Digital capture is pretty straight forward and today’s cameras do a pretty good job of making a good image. Moving a good image to something better is where craft enters and the end game is your personal art.
Not many photographers had personal darkrooms, but far more work with their images in Lightroom, and quite a few in Photoshop. The photograph has become a more personal statement than ever for anyone who is more than a casual shooter. This means there are new skills to learn.
Those skills start at the camera. How you see in the first place and how you use composition and exposure to control your capture are the first steps in photographic creativity. Then comes either Lightroom or Camera Raw processing to move the capture to essentially a usable image. Much can be done there, but that is far from the end of the process.

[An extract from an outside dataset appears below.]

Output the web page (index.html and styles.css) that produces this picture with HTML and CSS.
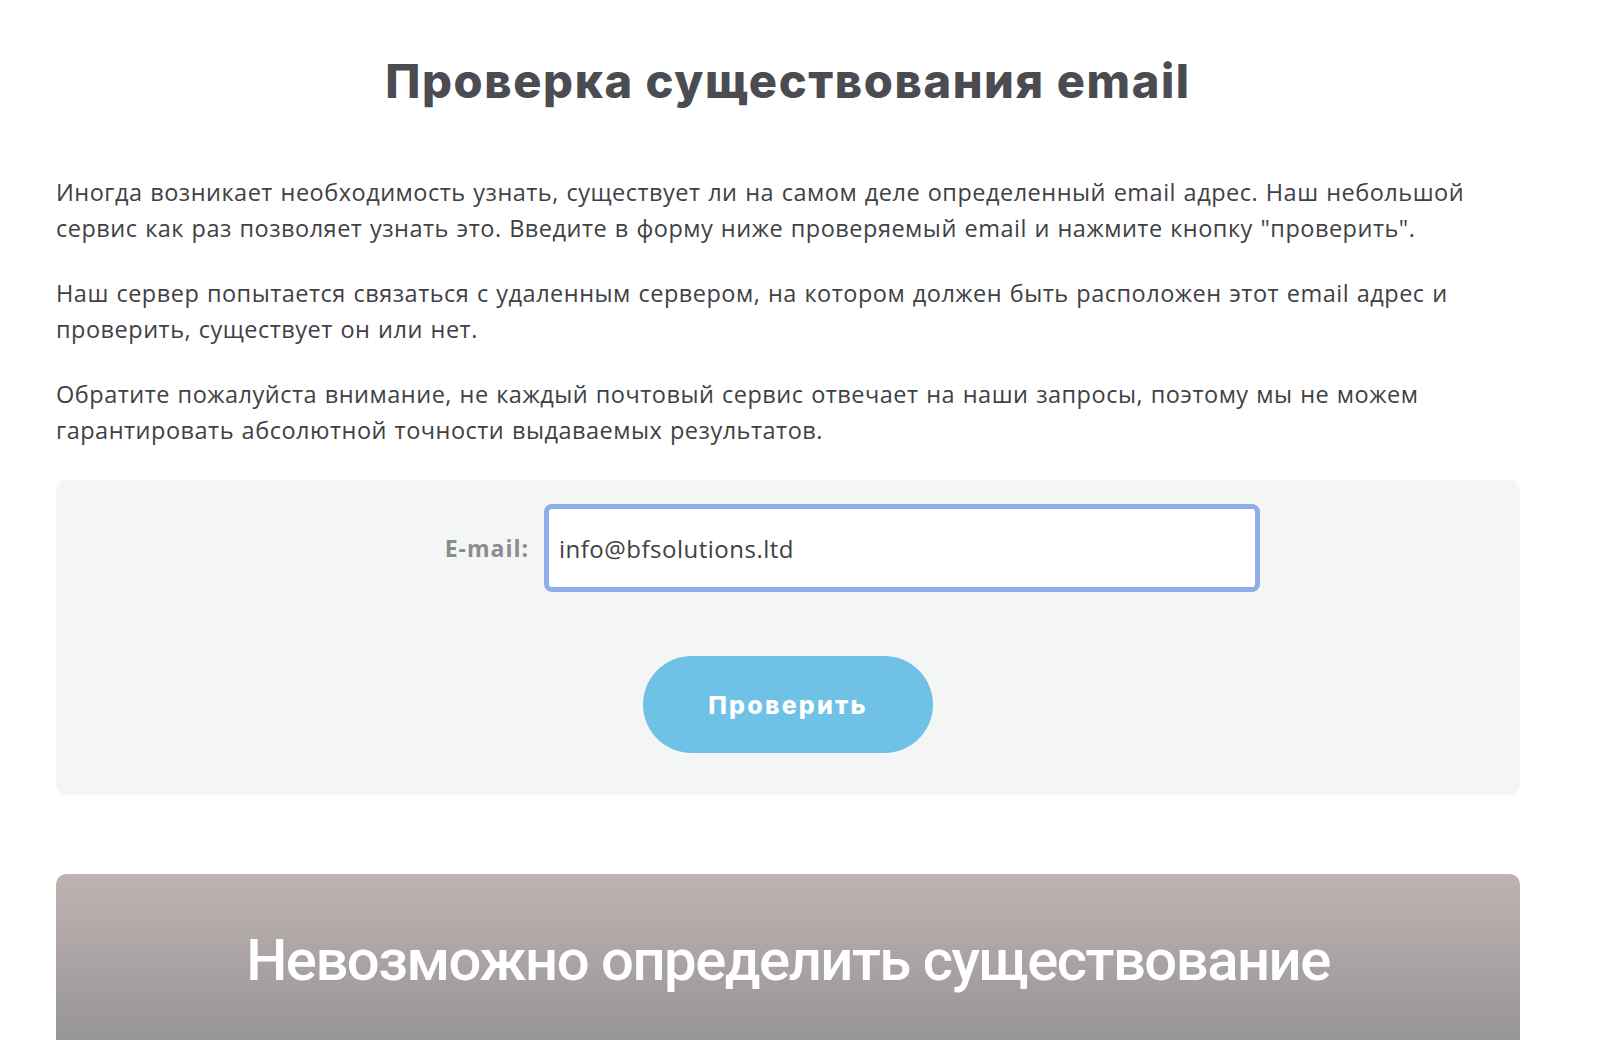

Image refinement is similar to taking a sketch to a finished drawing or painting in that the basic idea is not enough. The image you present to others should not be a casual concept, but a polished statement of your vision. Getting from your first capture to the point where you can create this refinement can be a lifelong adventure.
That adventure should be a gratifying experience, but that does not mean it will be quick or easy. Anything worthwhile is a reward paid for with the joy of learning combined with the effort of acquiring new skills. If you learned a musical instrument at some time in your life you can relate the sour notes at the start to the unsophisticated images made with your first camera.
We often just need someone to point out things in our efforts that could be done better, often in ways we didn’t even imagine. This is not a fault, it is simply the way we function and learn. We do not tend to automatically explore options. We need to be made aware. We need guidance. We need to be shown another way.
I will be offering a class at the Hershey Library on Saturday morning October 13th. Rather than the usual demonstrations of how I made a particular image or used a special technique, this will be a class where your images are the source material. How to better see possibilities than to have something you have captured turned into a finished image in a way you may not have envisioned. Your images will be taken through Lightroom and Photoshop to show you how they may be modified and enhanced.
The class starts at 9:30. Requirements for participation are that you bring at least three images on a jump drive, including brackets if available, and be willing to have your images used for demonstration. You will be given the final result as a psd on your drive so you can study what was done after the class.